A quick rescheduling of meetings and a call to the boss and I’m off. Picking up Baby J on the way to picking up Milla to drop her at school during my lunch break (she’s a half day preK kid). I stop at three places nearby our home to request prices…totally out of our budget. I hit up Craigslist and schedule a couple of interviews. A few drive-bys (too scary to even stop) and a couple of interviews later and I think we have a winner. She’s new to Houston, has a few respectful and sweet kids, lives in a gated community. She gives me a copy of her license and a background check later she’s tentatively hired for a trial week.

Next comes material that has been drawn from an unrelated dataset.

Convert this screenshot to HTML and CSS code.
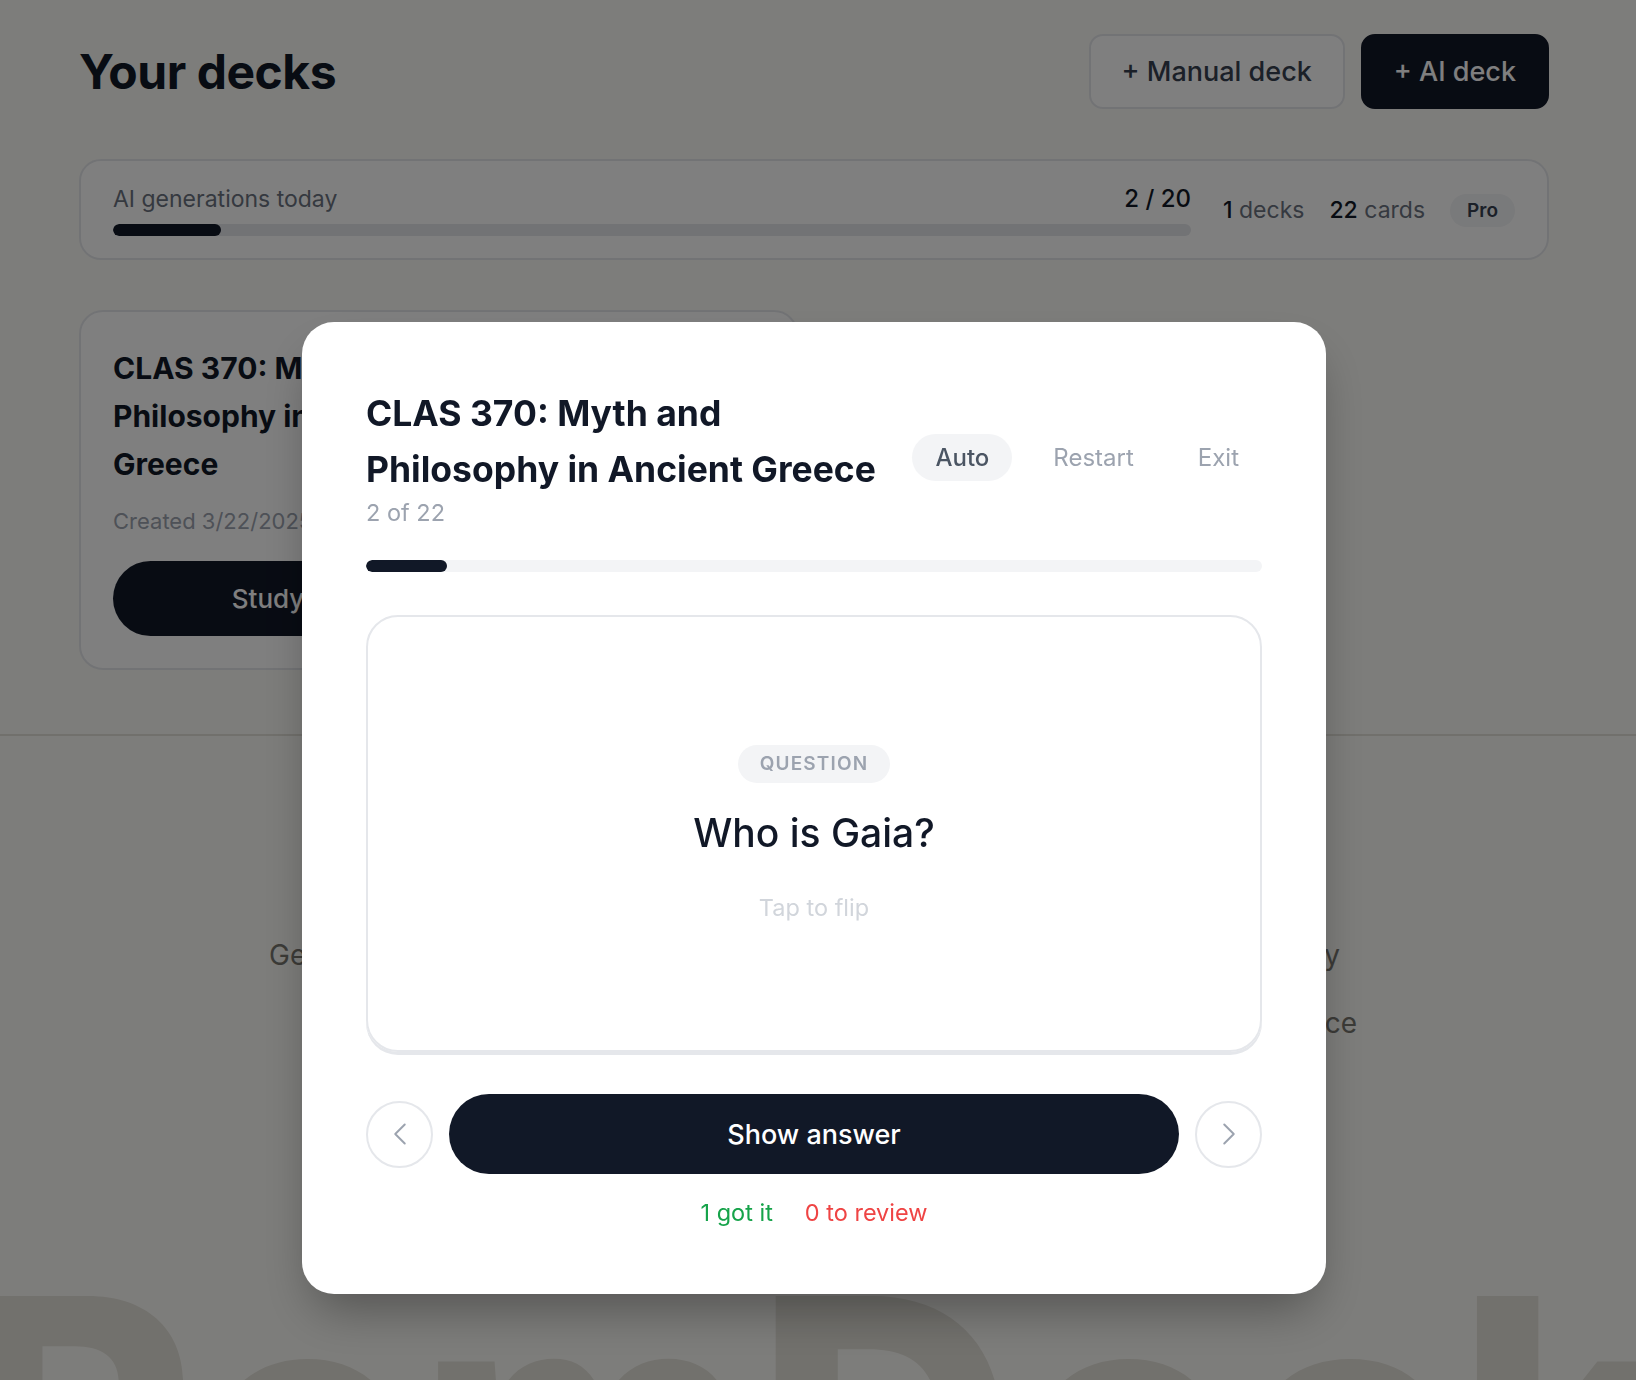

Let’s get real. If you had a big bag full of gold you wouldn’t just drop it off at a strangers house and expect to pick it up later. That’s what I feel when I drop my kids off. I’m trusting someone whom is practically a stranger with one of my most priceless possessions! I would literally kill for my kids. I love them more than I’ve ever loved anything in my entire life. I pay more than 1/2 my pay every month to people to care for these little people that I would personally pay just to spend more time with. Truth talk. I’m jealous of SAHMs.
Being a single parent isn’t easy. It’s extremely difficult. I do what I do to the best of my ability so that I may give my wonderful little people the life they deserve. It’s not easy. Sometimes it’s a lot of fun; but it’s ALWAYS a lot of work. Most days I feel extremely blessed and lucky to have these three beautiful little creatures that cuddle and look up to me. However days like today are hard. They make you shed a few tears, ask God why, and then you strum up the courage to say “Okay, I got this”. There’s a quote by Mae West that comes to mind, “I never said it’d be easy, I said it’d be worth it.”
It’s not easy, but it’s totally worth it. Baby J cheering me on at the computer as we search for a new babysitter. Who can resist those eyes!!??